§ DATA LINES:
━━━━━━━━
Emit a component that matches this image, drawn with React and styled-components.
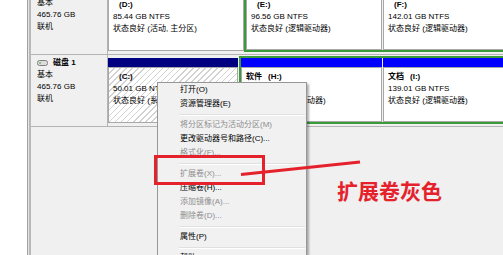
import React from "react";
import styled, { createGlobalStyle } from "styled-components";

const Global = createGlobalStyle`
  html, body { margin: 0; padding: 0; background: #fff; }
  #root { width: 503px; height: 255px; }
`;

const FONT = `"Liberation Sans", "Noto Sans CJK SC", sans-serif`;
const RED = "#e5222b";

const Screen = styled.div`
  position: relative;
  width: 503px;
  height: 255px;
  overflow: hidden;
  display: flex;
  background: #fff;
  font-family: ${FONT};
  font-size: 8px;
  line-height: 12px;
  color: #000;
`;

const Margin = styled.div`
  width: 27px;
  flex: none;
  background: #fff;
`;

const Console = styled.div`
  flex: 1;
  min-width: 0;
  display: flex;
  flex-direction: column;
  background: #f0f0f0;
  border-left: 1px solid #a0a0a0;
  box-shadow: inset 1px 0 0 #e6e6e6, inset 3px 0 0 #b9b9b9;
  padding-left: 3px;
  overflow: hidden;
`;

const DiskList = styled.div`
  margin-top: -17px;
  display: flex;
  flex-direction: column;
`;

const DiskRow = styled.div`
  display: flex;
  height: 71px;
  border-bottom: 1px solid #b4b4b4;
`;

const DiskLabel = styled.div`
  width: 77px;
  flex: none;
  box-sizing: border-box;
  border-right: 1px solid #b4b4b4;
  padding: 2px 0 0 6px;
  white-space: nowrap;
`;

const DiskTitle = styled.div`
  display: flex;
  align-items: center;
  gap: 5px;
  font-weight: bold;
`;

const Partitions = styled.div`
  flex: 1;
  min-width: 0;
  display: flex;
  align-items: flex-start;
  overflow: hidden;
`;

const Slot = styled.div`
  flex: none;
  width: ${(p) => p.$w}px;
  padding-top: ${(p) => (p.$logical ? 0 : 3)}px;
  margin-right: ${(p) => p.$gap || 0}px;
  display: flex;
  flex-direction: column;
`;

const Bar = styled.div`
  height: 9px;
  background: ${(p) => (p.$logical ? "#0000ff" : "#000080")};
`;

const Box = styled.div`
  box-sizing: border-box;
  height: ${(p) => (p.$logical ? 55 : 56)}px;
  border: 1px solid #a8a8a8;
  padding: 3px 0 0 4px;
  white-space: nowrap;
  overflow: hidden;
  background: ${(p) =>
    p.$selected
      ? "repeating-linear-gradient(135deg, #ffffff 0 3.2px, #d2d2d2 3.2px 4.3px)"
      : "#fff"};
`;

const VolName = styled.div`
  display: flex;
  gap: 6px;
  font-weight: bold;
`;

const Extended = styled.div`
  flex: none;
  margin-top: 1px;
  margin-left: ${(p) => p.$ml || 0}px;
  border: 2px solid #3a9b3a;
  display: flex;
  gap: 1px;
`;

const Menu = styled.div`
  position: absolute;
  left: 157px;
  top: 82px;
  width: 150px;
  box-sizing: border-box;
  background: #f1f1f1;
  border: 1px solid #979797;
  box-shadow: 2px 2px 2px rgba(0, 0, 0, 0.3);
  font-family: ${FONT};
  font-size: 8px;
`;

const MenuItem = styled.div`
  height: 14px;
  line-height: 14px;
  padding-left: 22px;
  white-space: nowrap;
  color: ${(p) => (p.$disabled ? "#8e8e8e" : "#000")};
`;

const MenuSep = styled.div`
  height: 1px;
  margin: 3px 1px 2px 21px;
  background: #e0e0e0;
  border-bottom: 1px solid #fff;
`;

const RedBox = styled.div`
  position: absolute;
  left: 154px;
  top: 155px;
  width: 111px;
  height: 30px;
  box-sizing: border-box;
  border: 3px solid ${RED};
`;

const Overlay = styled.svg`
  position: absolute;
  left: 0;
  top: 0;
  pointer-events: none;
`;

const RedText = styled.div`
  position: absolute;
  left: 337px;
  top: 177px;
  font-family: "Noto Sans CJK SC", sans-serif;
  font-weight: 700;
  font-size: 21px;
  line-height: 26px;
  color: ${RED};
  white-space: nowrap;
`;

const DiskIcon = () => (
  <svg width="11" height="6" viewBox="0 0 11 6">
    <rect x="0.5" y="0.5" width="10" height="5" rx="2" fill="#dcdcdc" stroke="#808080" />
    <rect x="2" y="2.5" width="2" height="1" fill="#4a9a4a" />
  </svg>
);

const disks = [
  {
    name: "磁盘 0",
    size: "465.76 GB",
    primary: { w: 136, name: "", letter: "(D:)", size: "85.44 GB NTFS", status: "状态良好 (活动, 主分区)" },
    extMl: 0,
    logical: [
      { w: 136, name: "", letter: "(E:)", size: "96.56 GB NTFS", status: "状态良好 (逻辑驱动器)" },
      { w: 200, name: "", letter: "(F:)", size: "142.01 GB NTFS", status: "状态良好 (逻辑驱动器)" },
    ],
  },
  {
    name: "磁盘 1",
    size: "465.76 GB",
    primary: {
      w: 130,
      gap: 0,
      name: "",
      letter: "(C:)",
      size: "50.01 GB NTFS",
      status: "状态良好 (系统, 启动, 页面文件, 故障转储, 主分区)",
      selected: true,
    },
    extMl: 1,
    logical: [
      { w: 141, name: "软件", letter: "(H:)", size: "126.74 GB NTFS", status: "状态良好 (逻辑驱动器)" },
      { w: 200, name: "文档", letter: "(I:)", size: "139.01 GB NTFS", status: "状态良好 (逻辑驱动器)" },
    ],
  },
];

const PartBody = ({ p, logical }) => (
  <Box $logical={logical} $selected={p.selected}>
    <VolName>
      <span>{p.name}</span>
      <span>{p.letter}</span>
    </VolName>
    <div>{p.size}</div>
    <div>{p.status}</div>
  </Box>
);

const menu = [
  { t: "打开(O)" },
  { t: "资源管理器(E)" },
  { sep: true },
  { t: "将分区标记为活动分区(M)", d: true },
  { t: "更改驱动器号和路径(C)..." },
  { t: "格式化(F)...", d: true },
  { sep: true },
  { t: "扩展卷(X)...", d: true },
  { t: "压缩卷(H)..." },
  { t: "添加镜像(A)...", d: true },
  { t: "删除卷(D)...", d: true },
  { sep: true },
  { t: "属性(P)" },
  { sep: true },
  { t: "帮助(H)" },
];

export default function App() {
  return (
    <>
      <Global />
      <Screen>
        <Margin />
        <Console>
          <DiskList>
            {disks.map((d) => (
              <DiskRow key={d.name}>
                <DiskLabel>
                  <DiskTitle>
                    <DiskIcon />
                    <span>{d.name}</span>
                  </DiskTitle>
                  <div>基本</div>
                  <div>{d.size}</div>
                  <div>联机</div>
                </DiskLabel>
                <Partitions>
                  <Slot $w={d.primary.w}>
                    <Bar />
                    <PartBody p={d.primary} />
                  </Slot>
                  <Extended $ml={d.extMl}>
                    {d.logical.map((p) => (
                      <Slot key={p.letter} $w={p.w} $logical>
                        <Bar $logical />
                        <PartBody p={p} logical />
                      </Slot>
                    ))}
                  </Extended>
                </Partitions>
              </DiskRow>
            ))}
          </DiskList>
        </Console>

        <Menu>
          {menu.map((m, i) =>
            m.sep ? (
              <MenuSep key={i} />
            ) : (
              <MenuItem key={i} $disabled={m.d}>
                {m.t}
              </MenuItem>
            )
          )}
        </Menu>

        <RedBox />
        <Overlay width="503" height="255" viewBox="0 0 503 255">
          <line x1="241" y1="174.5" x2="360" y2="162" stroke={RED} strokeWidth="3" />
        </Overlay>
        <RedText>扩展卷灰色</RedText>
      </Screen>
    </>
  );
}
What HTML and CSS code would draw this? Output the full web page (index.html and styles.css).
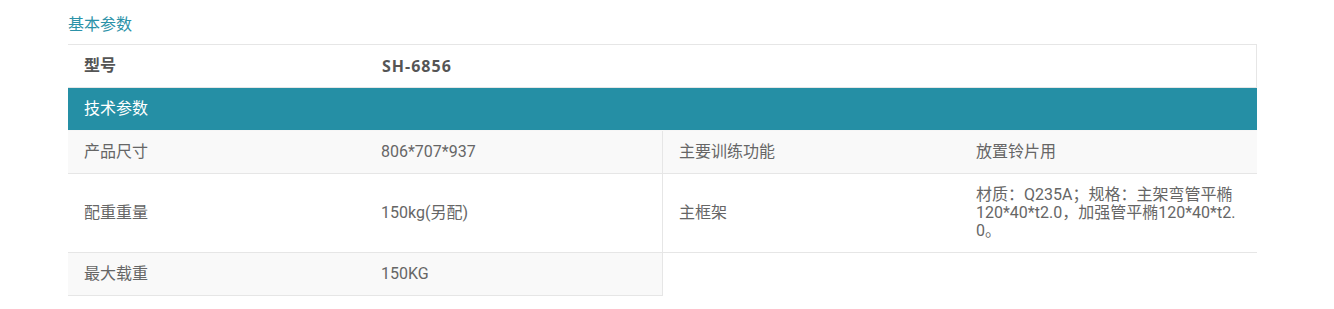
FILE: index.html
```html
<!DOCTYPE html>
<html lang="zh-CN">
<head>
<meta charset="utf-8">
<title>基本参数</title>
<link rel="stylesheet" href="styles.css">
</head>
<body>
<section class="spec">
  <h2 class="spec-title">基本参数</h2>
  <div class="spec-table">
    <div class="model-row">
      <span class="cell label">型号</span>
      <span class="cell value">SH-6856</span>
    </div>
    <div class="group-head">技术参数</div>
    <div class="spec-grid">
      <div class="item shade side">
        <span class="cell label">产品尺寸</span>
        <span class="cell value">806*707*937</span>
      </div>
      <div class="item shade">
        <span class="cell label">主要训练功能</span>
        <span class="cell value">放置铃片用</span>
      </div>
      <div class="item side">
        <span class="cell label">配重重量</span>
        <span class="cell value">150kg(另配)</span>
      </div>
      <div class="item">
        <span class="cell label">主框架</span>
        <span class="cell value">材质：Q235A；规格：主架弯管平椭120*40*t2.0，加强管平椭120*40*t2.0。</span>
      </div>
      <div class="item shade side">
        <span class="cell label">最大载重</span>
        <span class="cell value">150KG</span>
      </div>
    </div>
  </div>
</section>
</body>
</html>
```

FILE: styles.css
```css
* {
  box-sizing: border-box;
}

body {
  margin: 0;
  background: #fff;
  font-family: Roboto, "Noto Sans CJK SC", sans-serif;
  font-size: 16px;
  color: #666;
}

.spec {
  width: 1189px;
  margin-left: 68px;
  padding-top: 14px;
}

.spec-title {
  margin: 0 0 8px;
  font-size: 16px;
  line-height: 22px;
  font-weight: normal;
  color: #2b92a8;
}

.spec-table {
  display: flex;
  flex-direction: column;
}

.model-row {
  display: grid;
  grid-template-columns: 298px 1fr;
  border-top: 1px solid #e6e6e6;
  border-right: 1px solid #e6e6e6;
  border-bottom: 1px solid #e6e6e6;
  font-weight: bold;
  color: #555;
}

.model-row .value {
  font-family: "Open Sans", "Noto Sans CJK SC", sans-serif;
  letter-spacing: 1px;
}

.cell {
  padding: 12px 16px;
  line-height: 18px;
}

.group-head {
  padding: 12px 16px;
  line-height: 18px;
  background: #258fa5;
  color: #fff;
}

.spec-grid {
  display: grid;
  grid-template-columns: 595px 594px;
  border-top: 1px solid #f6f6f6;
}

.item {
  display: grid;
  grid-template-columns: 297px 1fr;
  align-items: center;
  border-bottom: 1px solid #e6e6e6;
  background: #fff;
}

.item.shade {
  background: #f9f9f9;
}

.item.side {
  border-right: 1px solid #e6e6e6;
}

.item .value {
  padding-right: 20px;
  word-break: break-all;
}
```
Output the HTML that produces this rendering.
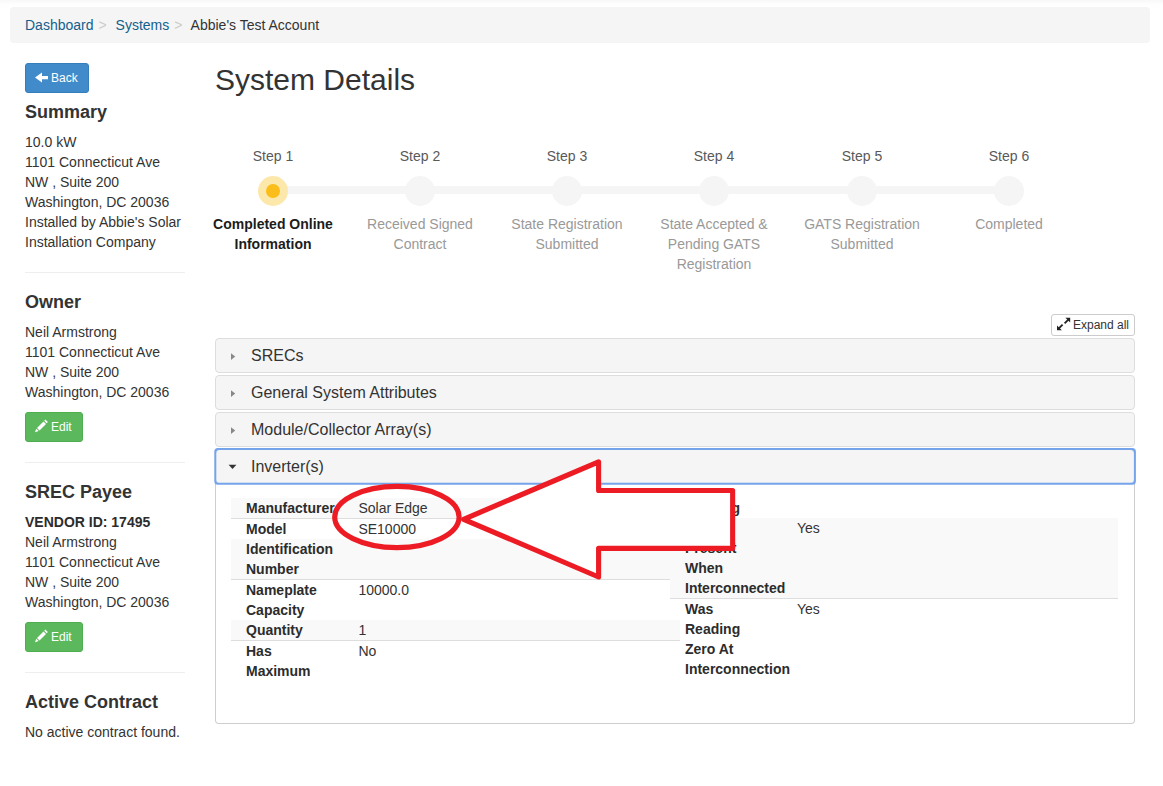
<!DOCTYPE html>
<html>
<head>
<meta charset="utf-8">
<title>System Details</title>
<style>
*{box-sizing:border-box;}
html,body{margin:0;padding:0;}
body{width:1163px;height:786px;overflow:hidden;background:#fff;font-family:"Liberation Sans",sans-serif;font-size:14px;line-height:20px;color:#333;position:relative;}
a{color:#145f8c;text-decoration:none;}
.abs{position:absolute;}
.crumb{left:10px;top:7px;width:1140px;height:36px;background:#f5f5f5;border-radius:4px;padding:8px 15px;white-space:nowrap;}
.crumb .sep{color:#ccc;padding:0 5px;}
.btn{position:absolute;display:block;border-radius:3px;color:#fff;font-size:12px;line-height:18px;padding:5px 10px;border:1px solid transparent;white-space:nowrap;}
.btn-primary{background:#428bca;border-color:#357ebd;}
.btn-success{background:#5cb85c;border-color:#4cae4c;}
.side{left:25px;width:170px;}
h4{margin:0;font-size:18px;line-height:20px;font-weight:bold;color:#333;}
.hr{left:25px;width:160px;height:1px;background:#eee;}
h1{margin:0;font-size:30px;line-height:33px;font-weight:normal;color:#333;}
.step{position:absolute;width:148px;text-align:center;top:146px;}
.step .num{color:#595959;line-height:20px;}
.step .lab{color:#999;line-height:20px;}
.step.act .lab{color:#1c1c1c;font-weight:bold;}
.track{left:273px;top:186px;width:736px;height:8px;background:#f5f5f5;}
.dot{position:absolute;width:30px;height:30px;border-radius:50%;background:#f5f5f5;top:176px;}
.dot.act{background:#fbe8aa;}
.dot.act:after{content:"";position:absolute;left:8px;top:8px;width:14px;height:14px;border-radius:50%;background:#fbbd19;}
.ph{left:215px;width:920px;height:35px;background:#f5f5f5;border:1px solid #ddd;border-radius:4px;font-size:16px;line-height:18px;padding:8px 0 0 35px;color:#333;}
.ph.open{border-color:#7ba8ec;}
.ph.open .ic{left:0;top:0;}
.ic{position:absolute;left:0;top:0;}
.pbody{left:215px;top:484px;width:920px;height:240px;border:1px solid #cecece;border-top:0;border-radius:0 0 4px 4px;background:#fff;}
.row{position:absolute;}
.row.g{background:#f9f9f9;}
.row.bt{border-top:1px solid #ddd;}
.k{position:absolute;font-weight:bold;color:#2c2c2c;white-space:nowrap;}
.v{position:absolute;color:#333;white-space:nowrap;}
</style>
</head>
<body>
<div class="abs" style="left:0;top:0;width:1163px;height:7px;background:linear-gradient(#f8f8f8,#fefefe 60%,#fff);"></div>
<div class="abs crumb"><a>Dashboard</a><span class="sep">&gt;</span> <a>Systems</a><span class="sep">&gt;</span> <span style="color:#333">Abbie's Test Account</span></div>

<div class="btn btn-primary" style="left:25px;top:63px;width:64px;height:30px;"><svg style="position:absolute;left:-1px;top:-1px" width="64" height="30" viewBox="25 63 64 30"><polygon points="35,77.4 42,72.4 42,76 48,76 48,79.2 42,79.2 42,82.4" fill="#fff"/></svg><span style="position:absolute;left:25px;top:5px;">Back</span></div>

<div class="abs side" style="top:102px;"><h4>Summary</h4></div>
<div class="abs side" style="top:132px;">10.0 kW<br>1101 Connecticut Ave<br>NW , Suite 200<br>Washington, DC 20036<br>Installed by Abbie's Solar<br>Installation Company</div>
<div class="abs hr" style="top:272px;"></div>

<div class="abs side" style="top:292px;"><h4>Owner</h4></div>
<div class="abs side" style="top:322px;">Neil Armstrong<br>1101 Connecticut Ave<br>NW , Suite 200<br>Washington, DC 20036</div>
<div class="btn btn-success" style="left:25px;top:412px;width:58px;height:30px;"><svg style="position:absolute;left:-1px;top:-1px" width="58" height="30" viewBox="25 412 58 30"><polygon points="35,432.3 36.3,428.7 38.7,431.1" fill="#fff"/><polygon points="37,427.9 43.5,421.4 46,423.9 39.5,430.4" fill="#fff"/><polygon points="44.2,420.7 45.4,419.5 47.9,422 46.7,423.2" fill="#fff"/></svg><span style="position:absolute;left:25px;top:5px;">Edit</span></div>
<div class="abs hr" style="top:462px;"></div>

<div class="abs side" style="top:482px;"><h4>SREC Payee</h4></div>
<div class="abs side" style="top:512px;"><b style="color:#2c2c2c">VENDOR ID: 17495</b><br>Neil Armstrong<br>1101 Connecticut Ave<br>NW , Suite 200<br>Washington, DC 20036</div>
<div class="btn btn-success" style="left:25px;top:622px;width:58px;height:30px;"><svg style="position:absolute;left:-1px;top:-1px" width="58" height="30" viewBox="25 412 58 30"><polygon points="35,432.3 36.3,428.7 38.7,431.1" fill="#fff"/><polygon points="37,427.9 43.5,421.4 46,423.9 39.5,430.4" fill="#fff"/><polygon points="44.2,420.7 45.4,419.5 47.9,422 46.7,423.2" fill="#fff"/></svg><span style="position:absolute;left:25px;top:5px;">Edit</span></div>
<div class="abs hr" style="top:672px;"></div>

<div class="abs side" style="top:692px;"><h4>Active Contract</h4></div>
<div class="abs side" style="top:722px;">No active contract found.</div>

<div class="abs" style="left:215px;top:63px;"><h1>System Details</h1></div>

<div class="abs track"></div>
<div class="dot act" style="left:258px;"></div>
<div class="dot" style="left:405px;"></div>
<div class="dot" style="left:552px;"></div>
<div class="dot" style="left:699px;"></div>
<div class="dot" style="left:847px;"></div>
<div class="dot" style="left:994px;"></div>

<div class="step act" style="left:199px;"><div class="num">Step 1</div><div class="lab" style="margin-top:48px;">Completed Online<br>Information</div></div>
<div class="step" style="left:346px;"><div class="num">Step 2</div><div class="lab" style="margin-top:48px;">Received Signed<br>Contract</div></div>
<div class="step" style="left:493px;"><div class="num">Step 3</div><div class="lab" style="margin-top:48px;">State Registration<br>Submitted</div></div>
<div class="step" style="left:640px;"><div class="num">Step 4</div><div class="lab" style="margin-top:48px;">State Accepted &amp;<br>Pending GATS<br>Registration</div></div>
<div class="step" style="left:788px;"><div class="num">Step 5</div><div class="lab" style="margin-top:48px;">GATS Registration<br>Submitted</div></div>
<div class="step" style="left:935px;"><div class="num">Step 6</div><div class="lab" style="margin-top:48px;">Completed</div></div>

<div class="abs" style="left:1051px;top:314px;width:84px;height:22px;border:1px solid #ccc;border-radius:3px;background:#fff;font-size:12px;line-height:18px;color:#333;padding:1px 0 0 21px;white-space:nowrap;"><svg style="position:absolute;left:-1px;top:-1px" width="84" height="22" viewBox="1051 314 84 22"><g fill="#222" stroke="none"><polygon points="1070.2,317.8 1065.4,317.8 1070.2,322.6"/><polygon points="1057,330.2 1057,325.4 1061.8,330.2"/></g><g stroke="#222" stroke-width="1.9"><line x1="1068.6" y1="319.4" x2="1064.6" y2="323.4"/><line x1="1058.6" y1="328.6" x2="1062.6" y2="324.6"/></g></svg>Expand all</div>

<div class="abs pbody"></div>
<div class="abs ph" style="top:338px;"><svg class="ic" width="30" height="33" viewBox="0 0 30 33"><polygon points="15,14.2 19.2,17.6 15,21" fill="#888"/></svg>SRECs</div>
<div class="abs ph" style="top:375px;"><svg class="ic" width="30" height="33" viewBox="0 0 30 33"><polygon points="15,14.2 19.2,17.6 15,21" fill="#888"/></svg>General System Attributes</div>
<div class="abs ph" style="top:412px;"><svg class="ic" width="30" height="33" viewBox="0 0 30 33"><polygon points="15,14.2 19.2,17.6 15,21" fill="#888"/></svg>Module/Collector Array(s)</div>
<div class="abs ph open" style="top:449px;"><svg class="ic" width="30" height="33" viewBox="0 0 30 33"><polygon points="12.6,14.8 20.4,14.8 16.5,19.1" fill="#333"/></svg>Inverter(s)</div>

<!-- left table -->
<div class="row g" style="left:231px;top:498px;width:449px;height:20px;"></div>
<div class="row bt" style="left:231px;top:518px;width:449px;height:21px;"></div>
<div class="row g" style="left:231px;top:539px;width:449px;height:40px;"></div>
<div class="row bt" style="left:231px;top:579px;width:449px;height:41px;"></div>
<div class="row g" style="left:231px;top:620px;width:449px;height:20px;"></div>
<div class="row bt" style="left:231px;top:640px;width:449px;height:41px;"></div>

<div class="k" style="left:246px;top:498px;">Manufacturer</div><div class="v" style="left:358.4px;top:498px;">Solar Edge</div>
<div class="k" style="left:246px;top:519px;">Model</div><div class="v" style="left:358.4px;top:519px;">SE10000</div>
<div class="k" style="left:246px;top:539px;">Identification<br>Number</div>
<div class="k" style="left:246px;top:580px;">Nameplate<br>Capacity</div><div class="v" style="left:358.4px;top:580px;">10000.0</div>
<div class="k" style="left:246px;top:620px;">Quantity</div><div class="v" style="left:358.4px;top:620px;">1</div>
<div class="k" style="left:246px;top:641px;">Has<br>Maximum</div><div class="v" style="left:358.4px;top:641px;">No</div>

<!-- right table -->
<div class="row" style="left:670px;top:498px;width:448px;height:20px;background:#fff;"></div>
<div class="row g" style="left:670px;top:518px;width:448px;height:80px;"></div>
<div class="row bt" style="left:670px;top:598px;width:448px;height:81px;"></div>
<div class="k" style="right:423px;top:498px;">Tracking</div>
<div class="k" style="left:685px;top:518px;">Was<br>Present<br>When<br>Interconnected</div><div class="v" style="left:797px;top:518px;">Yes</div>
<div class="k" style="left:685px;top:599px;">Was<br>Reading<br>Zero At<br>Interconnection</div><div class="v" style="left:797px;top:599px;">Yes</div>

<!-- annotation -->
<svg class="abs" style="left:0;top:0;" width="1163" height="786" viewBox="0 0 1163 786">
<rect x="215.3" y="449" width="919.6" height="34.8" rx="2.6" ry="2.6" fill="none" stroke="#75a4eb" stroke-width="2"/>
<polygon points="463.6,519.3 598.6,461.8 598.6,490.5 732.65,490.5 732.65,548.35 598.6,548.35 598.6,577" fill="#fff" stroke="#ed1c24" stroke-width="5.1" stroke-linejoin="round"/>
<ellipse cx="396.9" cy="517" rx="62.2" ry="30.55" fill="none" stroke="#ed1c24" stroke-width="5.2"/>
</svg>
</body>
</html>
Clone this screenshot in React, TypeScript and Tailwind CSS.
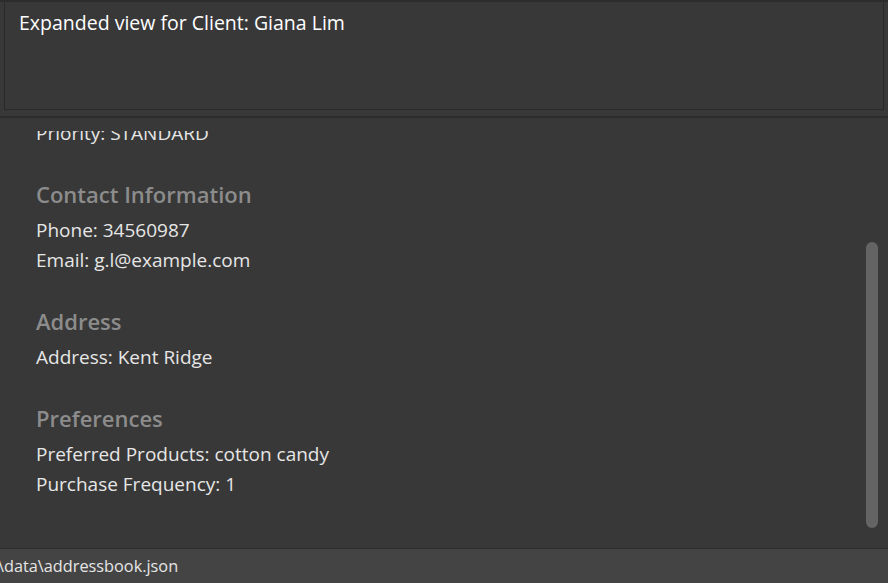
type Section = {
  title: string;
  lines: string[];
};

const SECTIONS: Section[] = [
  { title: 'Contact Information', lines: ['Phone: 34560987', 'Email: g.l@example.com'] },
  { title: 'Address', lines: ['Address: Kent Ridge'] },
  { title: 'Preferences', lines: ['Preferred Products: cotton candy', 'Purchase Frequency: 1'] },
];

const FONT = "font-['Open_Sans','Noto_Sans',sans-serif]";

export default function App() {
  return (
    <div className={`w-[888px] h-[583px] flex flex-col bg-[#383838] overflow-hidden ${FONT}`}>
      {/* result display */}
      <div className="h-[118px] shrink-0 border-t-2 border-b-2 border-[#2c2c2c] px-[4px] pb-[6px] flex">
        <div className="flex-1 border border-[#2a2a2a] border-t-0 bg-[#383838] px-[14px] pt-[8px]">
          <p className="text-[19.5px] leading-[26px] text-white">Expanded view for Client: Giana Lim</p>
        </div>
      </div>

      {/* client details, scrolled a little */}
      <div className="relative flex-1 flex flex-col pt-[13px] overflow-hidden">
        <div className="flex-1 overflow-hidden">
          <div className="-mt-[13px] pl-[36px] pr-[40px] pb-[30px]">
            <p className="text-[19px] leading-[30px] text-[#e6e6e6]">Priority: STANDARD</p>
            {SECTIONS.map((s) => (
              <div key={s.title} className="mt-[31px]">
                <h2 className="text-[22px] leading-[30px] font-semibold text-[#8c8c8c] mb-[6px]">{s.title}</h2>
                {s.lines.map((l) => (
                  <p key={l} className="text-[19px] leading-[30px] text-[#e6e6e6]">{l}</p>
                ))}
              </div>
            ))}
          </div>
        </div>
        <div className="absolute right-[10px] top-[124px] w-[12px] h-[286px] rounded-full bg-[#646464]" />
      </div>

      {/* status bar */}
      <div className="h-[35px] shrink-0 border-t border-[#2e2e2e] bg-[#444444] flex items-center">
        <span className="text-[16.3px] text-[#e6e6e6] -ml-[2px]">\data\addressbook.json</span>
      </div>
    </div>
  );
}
━━━━━━━━
§ WHAT THIS TASK INVOLVES:
Tell how many lines include "full". The number is the whole answer.

§ EXPECTED ANSWER:
2